Естественно, из до конца последовательного реакционера вырос мыслитель, выдержавший испытание добровольным затвором, ни разу не озаботившийся признанием: «Не бывает оваций без клакеров. Публика поддерживает какую-либо идею только тогда, когда люди разумные начинают от нее отворачиваться. Сброду достается только свет угасших звезд», «Дурак страдает от того, чего у него нет, умный — от того, что у него есть», «Борьбу против мира ты должен предпринять в одиночестве. Где двое — там измена», «Никого и никогда не интересует то, о чем говорит реакционер. Ни тогда, когда он говорит, потому что тогда это выглядит абсурдом, ни по истечении нескольких лет, когда это становится банальностью», «Я не принадлежу к миру преходящему. Я свидетельствую о правде, которая не умирает», «Я не хочу оставить после себя произведения. Единственные произведения, которые меня интересуют, находятся бесконечно далеко от моих рук. Я хочу оставить томик, который кто-нибудь время от времени открывал бы; прохладную тень, в которой укрылись бы несколько человек. Да! Я хочу, чтобы времена прошивал бы голос, голос внятный и чистый».
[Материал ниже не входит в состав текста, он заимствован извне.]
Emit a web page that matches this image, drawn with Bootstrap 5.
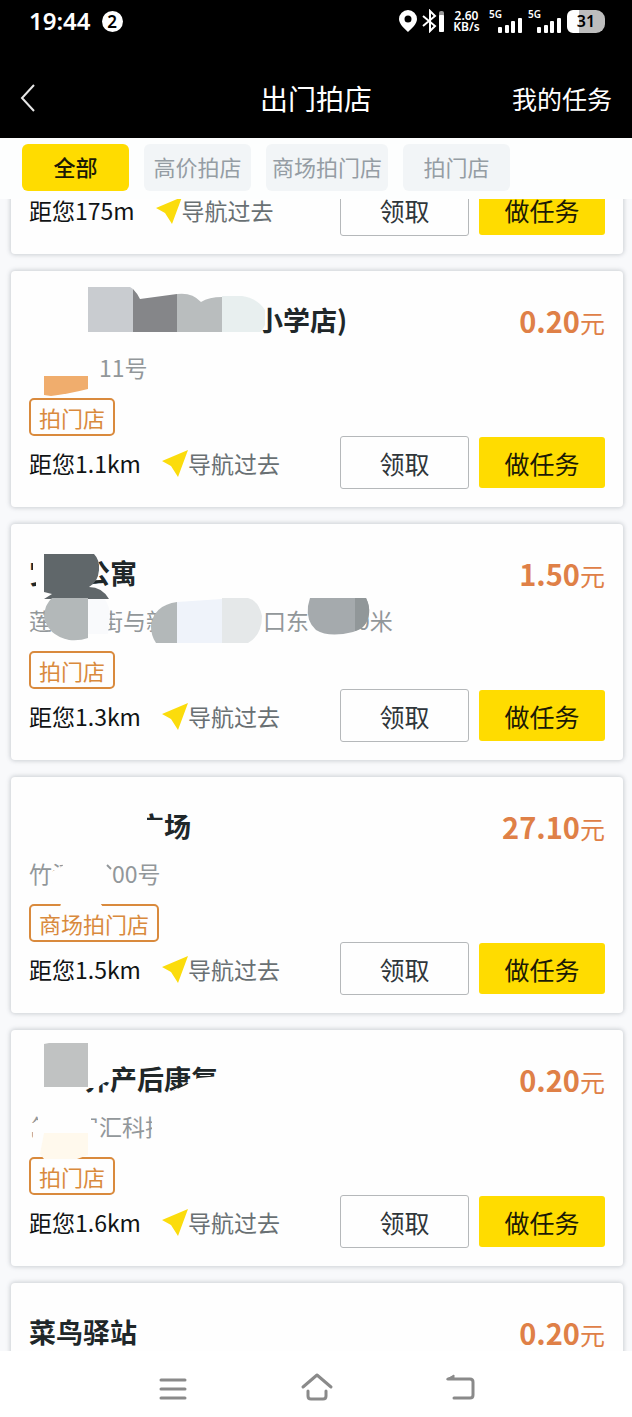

Первыми его расслышали консервативные мыслители из Германии — в частности, глубоко созвучный колумбийскому затворнику философ Эрнст Юнгер. Затем пришел черед Восточной Европы, а ныне — благодаря культуртрегеру и редактору «Схолий» Владимиру Дворецкому и переводчице Елене Косиловой — колумбийский реакционер пополнил наш пантеон, заняв законное место рядом с Константином Леонтьевым и Василием Розановым, ныне здравствующими историком Сергеем Волковым и философом Дмитрием Галковским. Как-то так, сами собой, в России материализуются рафинированные библиотеки.
Так и было задумано в промыслительном смысле. В согласии с Милорадом Павичем, утверждавшим, что «лучше всех книги, которые можно читать с любого места», Гомес Да̀вила создал гипертекст, подобный собору. «Схолии» раскрываются навстречу паломникам с, казалось бы, непроизвольно выбранных, однако предначертанных мест: «Только обыкновенное сдерживает обещания необыкновенному».